Omit the pictures and print exactly the lines of the listing below, starting at the first and ending at the line containing "type P = [number, number];".

· · · · ·

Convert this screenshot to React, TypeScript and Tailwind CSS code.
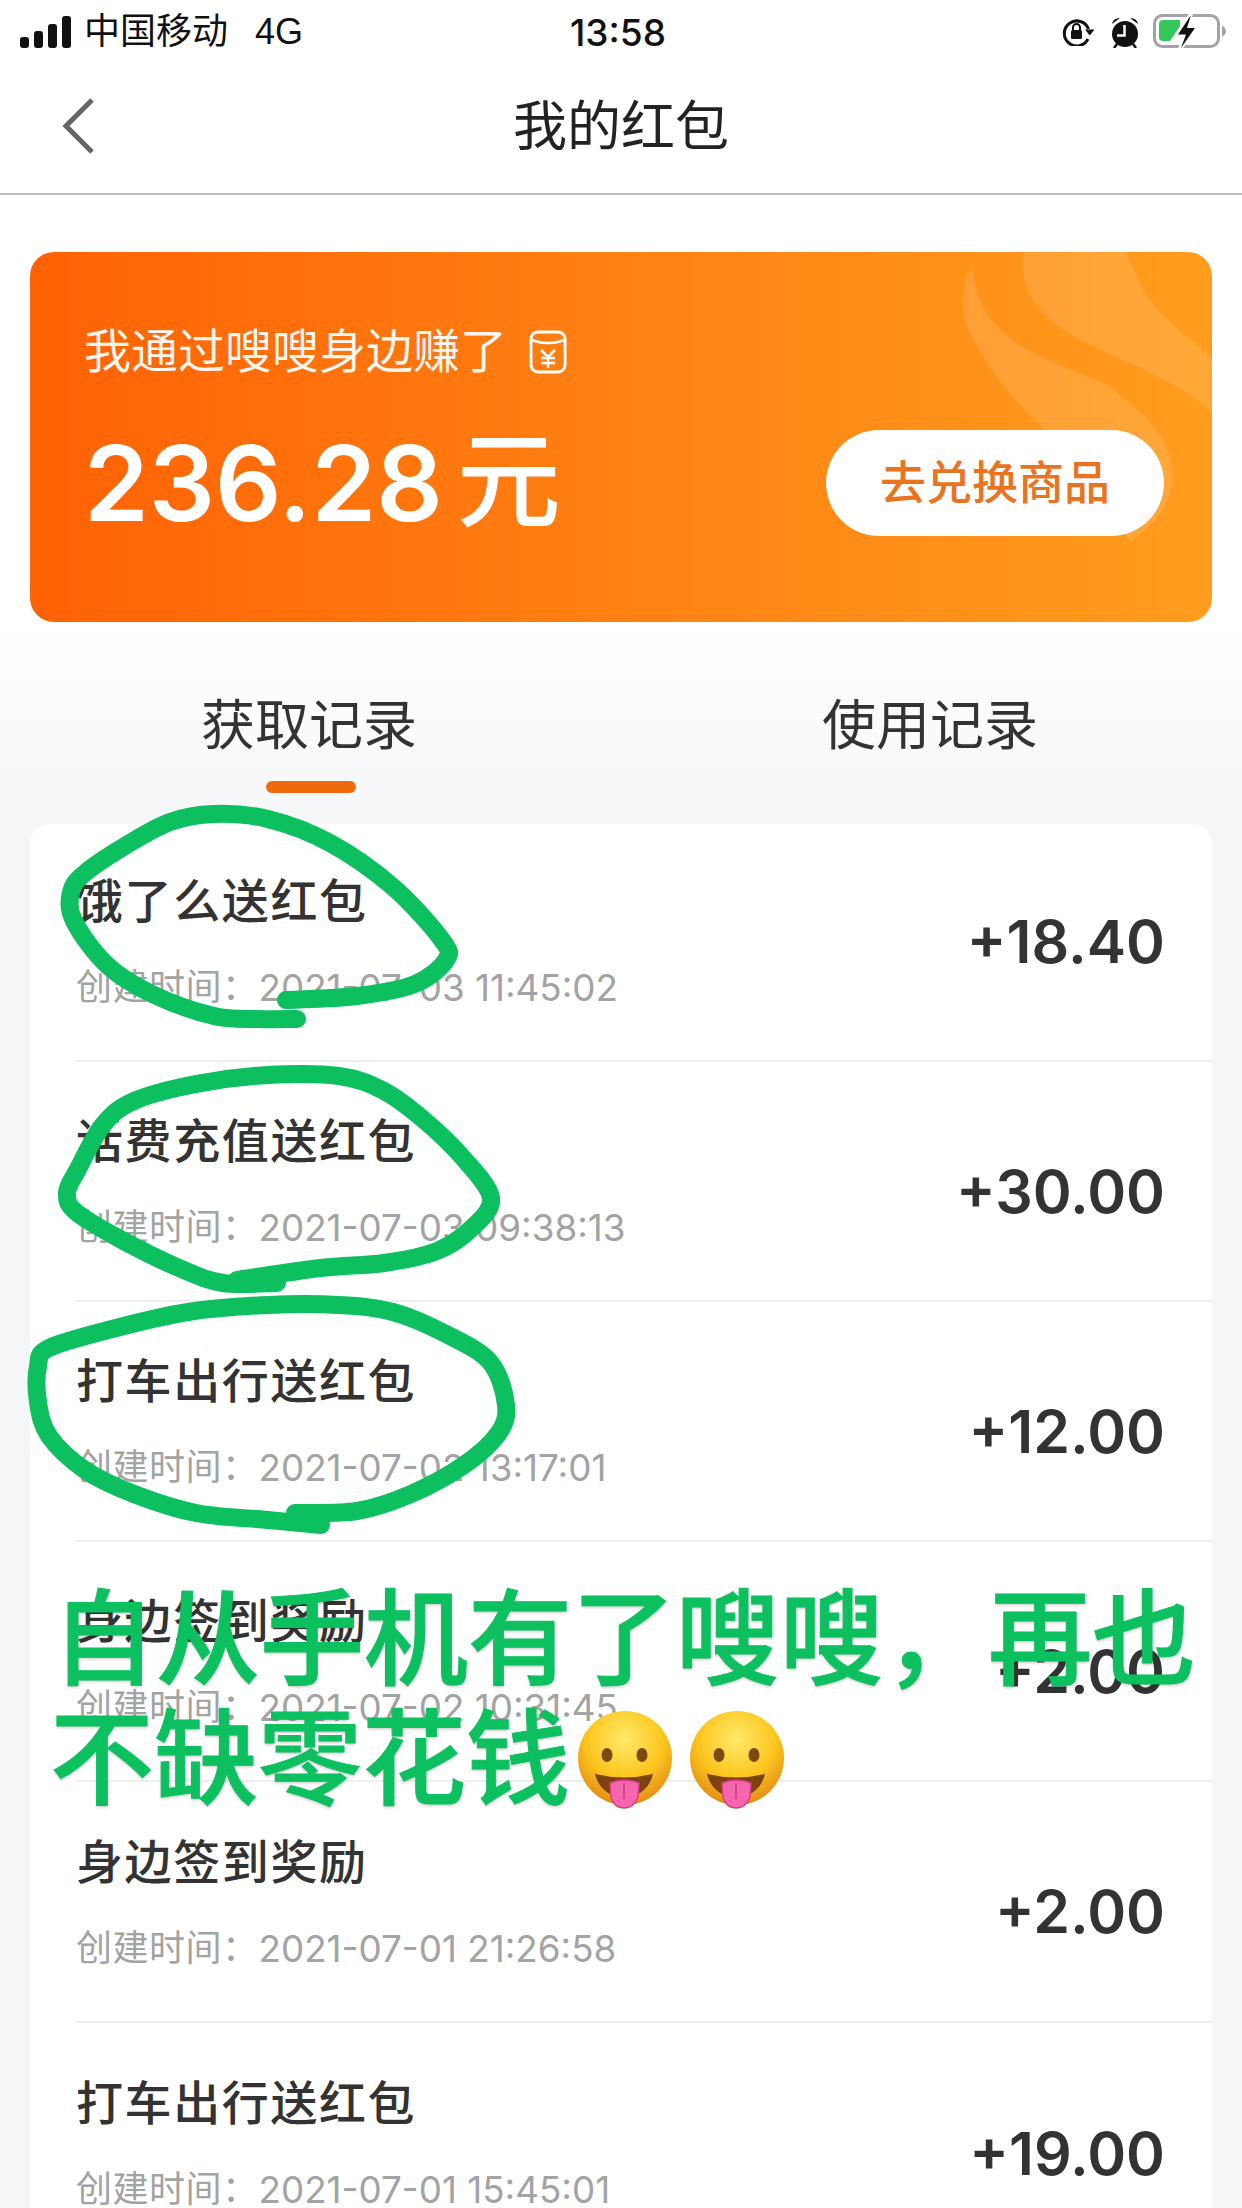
const cjk = { fontFamily: '"Liberation Sans","Noto Sans CJK SC",sans-serif' };

type P = [number, number];

function smooth(pts: P[]) {
  let d = `M${pts[0][0]} ${pts[0][1]}`;
  for (let i = 0; i < pts.length - 1; i++) {
    const a = pts[Math.max(i - 1, 0)];
    const b = pts[i];
    const c = pts[i + 1];
    const e = pts[Math.min(i + 2, pts.length - 1)];
    d += ` C${b[0] + (c[0] - a[0]) / 6} ${b[1] + (c[1] - a[1]) / 6} ${c[0] - (e[0] - b[0]) / 6} ${c[1] - (e[1] - b[1]) / 6} ${c[0]} ${c[1]}`;
  }
  return d;
}

const loops: P[][] = [
  [[286,1000],[357,996],[415,984],[446,960],[442,940],[393,887],[330,843],[268,819],[214,814],[170,822],[125,846],[85,873],[71,892],[74,921],[107,965],[152,994],[214,1016],[259,1019],[297,1019]],
  [[277,1283],[223,1283],[179,1268],[120,1239],[76,1212],[67,1193],[78,1169],[103,1125],[134,1101],[196,1084],[268,1075],[339,1076],[384,1091],[424,1120],[464,1159],[491,1198],[473,1227],[437,1251],[384,1263],[321,1268],[237,1280]],
  [[295,1513],[357,1511],[411,1494],[464,1465],[498,1434],[506,1405],[490,1362],[446,1334],[393,1312],[339,1305],[268,1305],[188,1312],[112,1329],[49,1348],[38,1366],[38,1402],[49,1436],[85,1470],[134,1494],[196,1513],[268,1520],[321,1525]],
];

const rows = [
  { t: '饿了么送红包', d: '2021-07-03 11:45:02', a: '+18.40', h: 'h-[238px]', shift: 'pb-[2px]', top: '' },
  { t: '话费充值送红包', d: '2021-07-03 09:38:13', a: '+30.00', h: 'h-[240px]', shift: 'pt-[20px]', top: 'pt-[3px]' },
  { t: '打车出行送红包', d: '2021-07-02 13:17:01', a: '+12.00', h: 'h-[240px]', shift: 'pt-[20px]', top: 'pt-[3px]' },
  { t: '身边签到奖励', d: '2021-07-02 10:31:45', a: '+2.00', h: 'h-[240px]', shift: 'pt-[20px]', top: 'pt-[3px]' },
  { t: '身边签到奖励', d: '2021-07-01 21:26:58', a: '+2.00', h: 'h-[241px]', shift: 'pt-[20px]', top: 'pt-[3px]' },
  { t: '打车出行送红包', d: '2021-07-01 15:45:01', a: '+19.00', h: 'h-[240px]', shift: 'pt-[20px]', top: 'pt-[3px]' },
];

function Emoji({ id }: { id: string }) {
  return (
    <svg width="94" height="100" viewBox="0 0 94 100" className="shrink-0">
      <defs>
        <radialGradient id={id} cx="50%" cy="30%" r="68%">
          <stop offset="0%" stopColor="#ffe96a" />
          <stop offset="60%" stopColor="#fdc61e" />
          <stop offset="100%" stopColor="#e48f16" />
        </radialGradient>
      </defs>
      <circle cx="47" cy="47" r="47" fill={`url(#${id})`} />
      <ellipse cx="29" cy="44" rx="5.500" ry="7" fill="#7a4a12" />
      <ellipse cx="64" cy="44" rx="5.500" ry="7" fill="#7a4a12" />
      <path d="M17 63Q46 70 75 63Q70 84 46 87Q22 84 17 63Z" fill="#7c4310" />
      <path d="M32 72Q46 66 61 72L60 86Q56 97 46 97Q36 97 33 86Z" fill="#f566ae" stroke="#d63f86" strokeWidth="1.500" />
      <path d="M46 72V88" stroke="#c9407f" strokeWidth="1.500" />
    </svg>
  );
}

export default function App() {
  return (
    <div className="relative w-[1242px] h-[2208px] overflow-hidden bg-[#f5f6f8] text-[#333]" style={cjk}>
      <div className="bg-white">
        {/* status bar */}
        <div className="relative flex h-[64px] items-center justify-between pl-[20px] pr-[16px] text-[#111]">
          <div className="flex items-center">
            <svg width="52" height="32" viewBox="0 0 52 32" className="mr-[12px]">
              <rect x="0" y="21" width="9" height="11" rx="3" fill="#111" />
              <rect x="14" y="15" width="9" height="17" rx="3" fill="#111" />
              <rect x="28" y="8" width="9" height="24" rx="3" fill="#111" />
              <rect x="42" y="0" width="9" height="32" rx="3" fill="#111" />
            </svg>
            <span className="text-[36px] leading-none">中国移动</span>
            <span className="ml-[27px] text-[36px] leading-none">4G</span>
          </div>
          <span className="absolute left-[570px] text-[37px] font-medium leading-none [font-family:Inter,sans-serif]">13:58</span>
          <div className="flex items-center">
            <svg width="33" height="28" viewBox="0 0 33 28" className="mr-[16px]">
              <path d="M26 21A12.500 12.500 0 1 1 26.500 11" fill="none" stroke="#111" strokeWidth="3" />
              <path d="M23 11.500h9.500l-4.750 6z" fill="#111" />
              <rect x="9" y="12" width="11" height="9" rx="1.500" fill="#111" />
              <path d="M11 12v-2.500a3.500 3.500 0 0 1 7 0v2.500" fill="none" stroke="#111" strokeWidth="2" />
            </svg>
            <svg width="28" height="31" viewBox="0 0 28 31" className="mr-[14px]">
              <circle cx="14" cy="17" r="13" fill="#111" />
              <path d="M1 7Q2 1 9 1Z M27 7Q26 1 19 1Z" fill="#111" />
              <path d="M6 27l-3 4M22 27l3 4" stroke="#111" strokeWidth="2.500" />
              <path d="M13.500 8v10.500H6" fill="none" stroke="#fff" strokeWidth="2.500" />
            </svg>
            <svg width="73" height="36" viewBox="0 0 73 36">
              <rect x="1.500" y="1.500" width="64" height="31" rx="8" fill="none" stroke="#a3a3a3" strokeWidth="3" />
              <path d="M69 11.500V23Q73 20 73 17.500Q73 14 69 11.500Z" fill="#a3a3a3" />
              <path d="M10 6H27V12L17 27H10Q6 27 6 23V10Q6 6 10 6Z" fill="#35c759" />
              <path d="M38 0L24 21H32L27 35L43 14H34Z" fill="#fff" stroke="#fff" strokeWidth="4" />
              <path d="M38 1L25 20.500H33L28 34L42 14H34Z" fill="#111" />
            </svg>
          </div>
        </div>
        {/* nav */}
        <div className="relative flex h-[131px] items-center justify-center border-b-2 border-[#bdbdbd] pb-[3px]">
          <svg width="36" height="58" viewBox="0 0 36 58" className="absolute left-[60px] top-[33px]">
            <path d="M32 3L6 29l26 26" fill="none" stroke="#666" strokeWidth="5" />
          </svg>
          <span className="text-[54px] leading-none text-[#222]">我的红包</span>
        </div>
        {/* hero */}
        <div className="px-[30px] pt-[57px]">
          <div className="relative h-[370px] overflow-hidden rounded-[24px] bg-gradient-to-r from-[#ff6104] to-[#ff9d1e] pl-[54px] text-white">
            <svg width="1182" height="370" viewBox="0 0 1182 370" className="absolute left-0 top-0">
              <path d="M942 13C928 40 930 70 947 93C960 120 985 150 1013 176L1100 290C1130 270 1150 240 1140 206C1135 185 1120 165 1077 133C1050 120 1000 105 977 83C955 65 945 45 942 13Z" fill="#fff" fillOpacity="0.12" />
              <path d="M993 0C990 30 1000 50 1023 70C1040 85 1060 92 1067 96C1090 108 1150 130 1182 160V106C1160 85 1120 60 1110 30C1103 15 1098 8 1097 0Z" fill="#fff" fillOpacity="0.12" />
            </svg>
            <div className="relative flex items-center pt-[76px]">
              <span className="text-[47px] leading-none text-white/95">我通过嗖嗖身边赚了</span>
              <svg width="38" height="44" viewBox="0 0 38 44" className="ml-[22px]">
                <rect x="2" y="2" width="34" height="40" rx="7" fill="none" stroke="#fff" strokeWidth="3" />
                <path d="M2 10Q19 16 36 10" fill="none" stroke="#fff" strokeWidth="2.500" />
                <path d="M12 20l7 7 7-7M19 27v11M12 28h14M12 33h14" fill="none" stroke="#fff" strokeWidth="2.500" />
              </svg>
            </div>
            <div className="relative mt-[55px] flex items-center justify-between pr-[48px]">
              <div className="flex items-center font-medium">
                <span className="text-[104px] font-semibold leading-none [font-family:Inter,sans-serif]">236.28</span>
                <span className="ml-[14px] text-[104px] leading-none">元</span>
              </div>
              <div className="flex h-[106px] w-[338px] items-center justify-center rounded-full bg-white text-[46px] font-medium text-[#ea7320]">
                去兑换商品
              </div>
            </div>
          </div>
        </div>
      </div>
      {/* tabs */}
      <div className="relative flex h-[202px] bg-gradient-to-b from-white to-[#f5f6f8]">
        <div className="flex w-[621px] justify-center pt-[77px] text-[54px] leading-none text-[#333]">
          <span className="relative -ml-[3px]">
            获取记录
            <span className="absolute left-[65px] top-[82px] h-[12px] w-[90px] rounded-full bg-[#ee6b0c]" />
          </span>
        </div>
        <div className="flex w-[621px] justify-center pt-[77px] text-[54px] leading-none text-[#333]">
          <span className="-ml-[3px]">使用记录</span>
        </div>
      </div>
      {/* list */}
      <div className="mx-[30px] rounded-t-[20px] bg-white">
        {rows.map((r, i) => (
          <div key={i} className={`ml-[46px] flex items-center justify-between border-[#eeeeee] pr-[47px] ${r.h} ${i < 5 ? 'border-b-2' : ''}`}>
            <div className={`flex flex-col ${r.top}`}>
              <div className="text-[47px] font-medium leading-none tracking-[1.6px] text-[#333]">{r.t}</div>
              <div className="mt-[45px] flex items-center text-[36px] leading-none text-[#a3a3a3]">
                <span className="tracking-[0.5px]">创建时间：</span>
                <span className="text-[36.800px] [font-family:Inter,sans-serif]">{r.d}</span>
              </div>
            </div>
            <div className={`text-[59px] font-semibold leading-none text-[#333] [font-family:Inter,sans-serif] ${r.shift}`}>{r.a}</div>
          </div>
        ))}
      </div>
      {/* hand drawn loops */}
      <svg width="1242" height="2208" viewBox="0 0 1242 2208" className="pointer-events-none absolute left-0 top-0">
        {loops.map((l, i) => (
          <path key={i} d={smooth(l)} fill="none" stroke="#0cc060" strokeWidth="18" strokeLinecap="round" strokeLinejoin="round" />
        ))}
      </svg>
      {/* overlay caption */}
      <div className="absolute left-[52px] top-[1581px] whitespace-nowrap text-[104px] font-medium leading-[120px] text-[#0cc060] [-webkit-text-stroke:1px_#0cc060] [text-shadow:0_2px_3px_rgba(0,0,0,0.2)]">
        <div>自从手机有了嗖嗖，再也</div>
        <div className="-ml-[2px] flex items-center">
          <span>不缺零花钱</span>
          <span className="ml-[8px] flex gap-[18px]">
            <Emoji id="em1" />
            <Emoji id="em2" />
          </span>
        </div>
      </div>
    </div>
  );
}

· · · · ·

◆ Solved exercise:
Convert this screenshot to React, TypeScript and Tailwind CSS code.
const cjk = { fontFamily: '"Liberation Sans","Noto Sans CJK SC",sans-serif' };

type P = [number, number];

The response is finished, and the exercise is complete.